We talked about his hard-hit rate on a per swing basis above, and it’s also down on a per batted ball calculation. His 43.8% hard-hit rate would be the second-lowest of his career. As with sweet-spot, it would behoove Soto to make that sort of contact more frequently. He’s hitting .484 and slugging 1.077 when hitting the ball with an exit velocity of at least 95 mph this season.

The expected stats tell a different story so far

While there’s no question that making more sweet-spot and hard-hit contact would improve Soto’s outcomes, his expected stats, based on quality of contact plus walks and strikeouts, indicate that his numbers so far should be better. His expected batting average is .272 and expected slugging percentage is .568, both of which are a lot closer to the Soto we are used to seeing.
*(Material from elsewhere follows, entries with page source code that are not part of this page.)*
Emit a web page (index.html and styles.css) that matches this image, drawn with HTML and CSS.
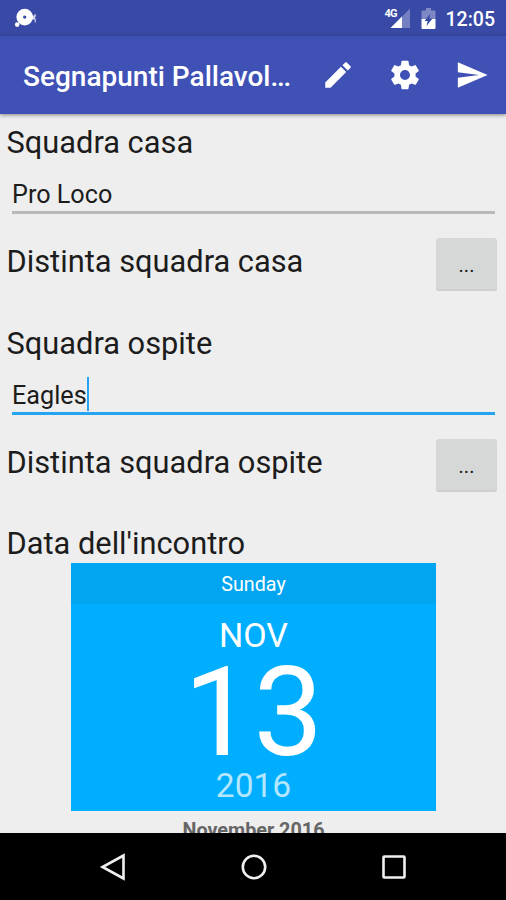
FILE: index.html
```html
<!DOCTYPE html>
<html lang="it">
<head>
    <meta charset="UTF-8">
    <meta name="viewport" content="width=device-width, initial-scale=1.0">
    <title>Segnapunti Pallavolo</title>
    <link rel="stylesheet" href="styles.css">
</head>
<body>
    <div class="screen">
        <div class="status-bar">
            <svg class="debug-icon" width="24" height="20" viewBox="0 0 24 20" fill="#fff">
                <path fill-rule="evenodd" d="M10.7 0.8a8.3 8.3 0 1 1 0 16.6a8.3 8.3 0 1 1 0-16.6zM10.7 7.4a1.7 1.7 0 1 0 0 3.4a1.7 1.7 0 1 0 0-3.4z"/>
                <circle cx="3.2" cy="16.6" r="2.3"/>
                <path d="M18 7.5h3v4H18z" opacity="0.75"/>
                <path d="M20.3 6.3h1.8v2.4h-1.8zM20.6 10.5h1.4v4h-1.4z" opacity="0.6"/>
            </svg>
            <div class="status-icons">
                <div class="signal">
                    <svg width="22" height="20" viewBox="0 0 22 20" fill="#fff">
                        <path d="M21 0.5V20H1.5z" opacity="0.3"/>
                        <path d="M13 8.5V20H1.5z"/>
                    </svg>
                    <span class="network">4G</span>
                </div>
                <svg class="battery" width="15" height="21" viewBox="0 0 15 21">
                    <path d="M5 0h5v2.5h3.5q1 0 1 1V11H0.5V3.5q0-1 1-1H5z" fill="#fff" opacity="0.35"/>
                    <path d="M0.5 11h14v9q0 1-1 1h-12q-1 0-1-1z" fill="#fff"/>
                    <path d="M9.5 5.5L3.5 13h3.2L5.5 18l6-7.5H8.3z" fill="#3949a6"/>
                </svg>
                <span class="clock">12:05</span>
            </div>
        </div>

        <div class="app-bar">
            <h1 class="title">Segnapunti Pallavol<span class="dots">...</span></h1>
            <div class="actions">
                <svg width="34" height="34" viewBox="0 0 24 24" fill="#fff">
                    <path d="M3 17.25V21h3.75L17.81 9.94l-3.75-3.75L3 17.25zM20.71 7.04c.39-.39.39-1.02 0-1.41l-2.34-2.34c-.39-.39-1.02-.39-1.41 0l-1.83 1.83 3.75 3.75 1.83-1.83z"/>
                </svg>
                <svg width="34" height="34" viewBox="0 0 24 24" fill="#fff">
                    <path d="M19.43 12.98c.04-.32.07-.64.07-.98s-.03-.66-.07-.98l2.11-1.65c.19-.15.24-.42.12-.64l-2-3.46c-.12-.22-.39-.3-.61-.22l-2.49 1c-.52-.4-1.08-.73-1.69-.98l-.38-2.65C14.46 2.18 14.25 2 14 2h-4c-.25 0-.46.18-.49.42l-.38 2.65c-.61.25-1.17.59-1.69.98l-2.49-1c-.23-.09-.49 0-.61.22l-2 3.46c-.13.22-.07.49.12.64l2.11 1.65c-.04.32-.07.65-.07.98s.03.66.07.98l-2.11 1.65c-.19.15-.24.42-.12.64l2 3.46c.12.22.39.3.61.22l2.49-1c.52.4 1.08.73 1.69.98l.38 2.65c.03.24.24.42.49.42h4c.25 0 .46-.18.49-.42l.38-2.65c.61-.25 1.17-.59 1.69-.98l2.49 1c.23.09.49 0 .61-.22l2-3.46c.12-.22.07-.49-.12-.64l-2.11-1.65zM12 15.5c-1.93 0-3.5-1.57-3.5-3.5s1.57-3.5 3.5-3.5 3.5 1.57 3.5 3.5-1.57 3.5-3.5 3.5z"/>
                </svg>
                <svg width="34" height="34" viewBox="0 0 24 24" fill="#fff">
                    <path d="M2.01 21L23 12 2.01 3 2 10l15 2-15 2z"/>
                </svg>
            </div>
        </div>

        <div class="content">
            <div class="team">
                <div class="label">Squadra casa</div>
                <div class="field">Pro Loco</div>
                <div class="roster">
                    <span class="label">Distinta squadra casa</span>
                    <button class="more">...</button>
                </div>
            </div>
            <div class="team">
                <div class="label">Squadra ospite</div>
                <div class="field focused">Eagles<span class="caret"></span></div>
                <div class="roster">
                    <span class="label">Distinta squadra ospite</span>
                    <button class="more">...</button>
                </div>
            </div>
            <div class="label match-date">Data dell'incontro</div>
            <div class="date-picker">
                <div class="weekday">Sunday</div>
                <div class="date">
                    <div class="month">NOV</div>
                    <div class="day">13</div>
                    <div class="year">2016</div>
                </div>
            </div>
            <div class="calendar-title">November 2016</div>
        </div>

        <div class="nav-bar">
            <svg width="28" height="28" viewBox="0 0 28 28"><path d="M24.5 2.5v23L3.5 14z"/></svg>
            <svg width="28" height="28" viewBox="0 0 28 28"><circle cx="14" cy="14" r="11.2"/></svg>
            <svg width="28" height="28" viewBox="0 0 28 28"><rect x="3.5" y="3.5" width="21" height="21" rx="0.8"/></svg>
        </div>
    </div>
</body>
</html>
```
FILE: styles.css
```css
* {
    box-sizing: border-box;
}
body {
    margin: 0;
    font-family: Roboto, sans-serif;
    background-color: #eeeeee;
    color: #1c1c1c;
}
.screen {
    display: flex;
    flex-direction: column;
    width: 506px;
    height: 900px;
    overflow: hidden;
}
.status-bar {
    display: flex;
    justify-content: space-between;
    height: 36px;
    flex: none;
    padding: 8px 11px 0 14px;
    background-color: #3949a6;
    color: white;
}
.status-icons {
    display: flex;
    align-items: flex-start;
}
.signal {
    position: relative;
    height: 20px;
}
.network {
    position: absolute;
    left: -4px;
    top: 0;
    font-size: 11px;
    font-weight: 700;
    line-height: 11px;
    letter-spacing: -0.8px;
}
.battery {
    margin-left: 10px;
}
.clock {
    margin-left: 10px;
    font-size: 19.5px;
    font-weight: 500;
    line-height: 23px;
}
.app-bar {
    position: relative;
    display: flex;
    align-items: center;
    justify-content: space-between;
    height: 78px;
    flex: none;
    padding: 0 17px 0 23px;
    background-color: #3f51b5;
    color: white;
    box-shadow: 0 1px 4px rgba(0, 0, 0, 0.45);
}
.title {
    margin: 2px 0 0;
    font-size: 28px;
    font-weight: 500;
    white-space: nowrap;
}
.dots {
    letter-spacing: -1.3px;
}
.actions {
    display: flex;
    gap: 33px;
}
.content {
    flex: 1;
    min-height: 0;
    padding: 10px 9px 0 6.5px;
    overflow: hidden;
}
.team {
    height: 201px;
}
.label {
    height: 36px;
    font-size: 30.8px;
    line-height: 38px;
    white-space: nowrap;
}
.match-date {
    line-height: 36px;
}
.field {
    display: flex;
    height: 54px;
    margin: 0 2px 0 5.5px;
    padding-top: 16px;
    border-bottom: 3px solid #b9b9b9;
    font-size: 25.2px;
    line-height: 37px;
}
.focused {
    border-color: #25a5f1;
}
.caret {
    width: 2px;
    height: 34px;
    background-color: #25a5f1;
}
.roster {
    display: flex;
    justify-content: space-between;
    margin-top: 24px;
}
.roster .label {
    line-height: 47px;
}
.more {
    width: 61px;
    height: 53px;
    padding: 0;
    border: none;
    border-radius: 3px;
    background-color: #d6d8d7;
    box-shadow: inset 0 -2px #cecfce;
    color: #1c1c1c;
    font-family: inherit;
    font-size: 20px;
}
.date-picker {
    width: 365px;
    height: 248px;
    margin: 1px 0 0 64.5px;
    background-color: #00aeff;
    color: white;
    text-align: center;
}
.weekday {
    height: 41px;
    background-color: #02a5f0;
    font-size: 19.7px;
    line-height: 43px;
}
.date {
    padding-top: 11px;
}
.month {
    font-size: 34px;
    line-height: 40px;
}
.day {
    font-size: 124px;
    line-height: 115px;
}
.year {
    color: #b3e7ff;
    font-size: 33.5px;
    line-height: 31px;
}
.calendar-title {
    width: 365px;
    margin: 7px 0 0 64.5px;
    color: #666666;
    font-size: 19.8px;
    font-weight: 700;
    line-height: 25px;
    text-align: center;
}
.nav-bar {
    display: flex;
    align-items: center;
    justify-content: space-between;
    height: 67px;
    flex: none;
    padding: 0 98px 0 99px;
    background-color: black;
}
.nav-bar svg {
    fill: none;
    stroke: #f0f0f0;
    stroke-width: 2.6;
}
```
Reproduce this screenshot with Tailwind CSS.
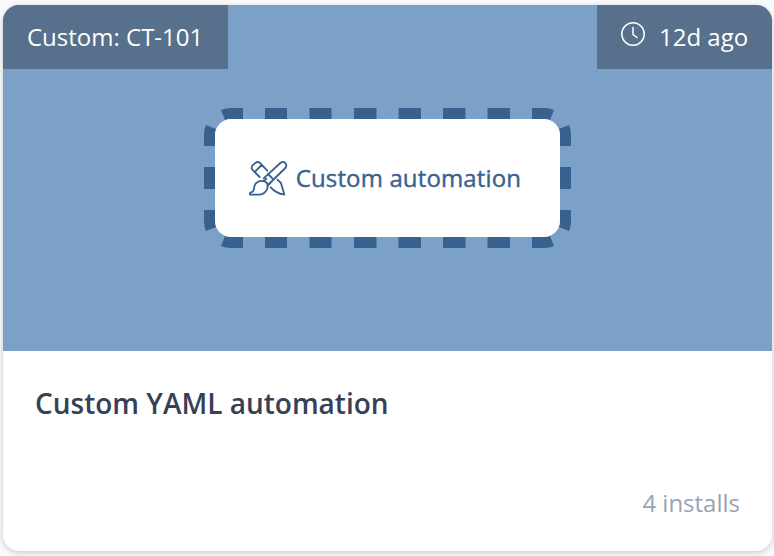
<!DOCTYPE html>
<html lang="en">
<head>
<meta charset="utf-8">
<title>Custom YAML automation</title>
<script src="https://cdn.jsdelivr.net/npm/@tailwindcss/browser@4"></script>
</head>
<body class="h-[556px] overflow-hidden bg-[#f8fafb] pt-[5px] pr-[2px] pl-[3px] font-['Open_Sans','Noto_Sans',sans-serif]">
<article class="flex h-[546px] flex-col overflow-hidden rounded-2xl bg-white shadow-[0_2px_6px_rgba(0,0,0,0.16),0_0_4px_rgba(0,0,0,0.05)]">
  <header class="flex h-[346px] shrink-0 flex-col bg-[#7ba1c8] text-2xl text-white">
    <div class="flex h-16 justify-between">
      <div class="flex w-[225px] items-center bg-[#57708b] pl-6 whitespace-nowrap">Custom: CT-101</div>
      <div class="flex w-[175px] items-center bg-[#57708b] pl-6 whitespace-nowrap">
        <svg class="-mt-1.5 mr-[14px] size-6 shrink-0" viewBox="0 0 24 24" fill="none" stroke="currentColor" stroke-width="1.5" stroke-linecap="round" stroke-linejoin="round"><circle cx="12" cy="12" r="11.2"/><path d="M12 5.5V12.5L16 15.5"/></svg>
        <span>12d ago</span>
      </div>
    </div>
    <div class="mt-[39px] ml-[201px] grid h-[140px] w-[367px]">
      <svg class="col-start-1 row-start-1 h-[140px] w-[367px]" viewBox="0 0 367 140" fill="none" stroke="#38618f" stroke-width="11">
        <path d="M61 5.5h22M105.500 5.500h22M150 5.500h22.500M194.500 5.500h22.500M239 5.500h22.500M283.500 5.500h22.500M61 134.500h22M105.500 134.500h22M150 134.500h22.500M194.500 134.500h22.500M239 134.500h22.500M283.500 134.500h22.500M5.500 59v22M361.500 59v22"/>
        <path d="M39 5.500H27A21.500 21.500 0 0 0 19 7M328 5.500H340A21.500 21.500 0 0 1 348 7M39 134.500H27A21.500 21.500 0 0 1 19 133M328 134.500H340A21.500 21.500 0 0 0 348 133M5.500 38V27A21.500 21.500 0 0 1 7 19M361.500 38V27A21.500 21.500 0 0 0 360 19M5.500 102V113A21.500 21.500 0 0 0 7 121M361.500 102V113A21.500 21.500 0 0 1 360 121"/>
      </svg>
      <div class="z-10 col-start-1 row-start-1 m-[10.700px] flex items-center rounded-2xl bg-white pl-[33px] font-medium text-[#38618f]">
        <svg class="h-[37px] w-[40px] shrink-0" viewBox="158 185 120 111" fill="none" stroke="currentColor" stroke-width="5.500" stroke-linecap="round" stroke-linejoin="round">
          <path d="M193 236L171 214Q167 208 171 202L181 193Q187 189 193 193L216 217M180 219L199 200"/>
          <path d="M205 240L255 194Q263 188 270 194Q276 201 270 209L218 260M218 227L234 243"/>
          <path d="M205 248C216 250 220 261 215 273C209 285 202 289 190 289H164C162 284 166 282 172 280C179 276 173 265 181 256C187 249 195 247 205 248ZM205 248L213 241M216 262L225 254"/>
          <path d="M246 244L257 254L267 289Q242 285 226 267"/>
        </svg>
        <span class="ml-[8px] tracking-[0.14px] whitespace-nowrap [-webkit-text-stroke:0.4px_#38618f]">Custom automation</span>
      </div>
    </div>
  </header>
  <div class="flex flex-1 flex-col justify-between px-8 pt-[33px] pb-[32px]">
    <h2 class="text-[28px] leading-[38px] font-semibold text-[#374056]">Custom YAML automation</h2>
    <p class="text-right text-2xl text-[#99a2b4]">4 installs</p>
  </div>
</article>
</body>
</html>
Among batters with at least 150 batted balls, his “unlucky gap” between his actual and expected batting average is fifth-largest, and the same for slugging is sixth-largest.

Further indication that luck may be working against him lies in Soto’s batting average on balls in play. It’s just .211, after being at .312 or higher in every other season of his career. Some of that comes from less-than-ideal contact, with those non-sweet-spot batted balls being common for him and not giving him as good of a chance at a hit. But his expected batting average on BABIP outcomes, so excluding home runs, is .292 – which again, sounds more like it.

What’s next

The full answer to getting back to what we’d consider Soto-esque production lies somewhere in between “he’s been unlucky” and a need to maximize optimal contact. The good news for everyone involved is that Soto is an inordinately perceptive hitter and is already aware of the fact that he could improve some of his swing decisions, per his quotes.

When Soto is hitting well, he’s a joy to watch, and even a slower start for him is all relative. There’s no question that he has all of the tools to have a monster rest of the season, while we all get to enjoy the show.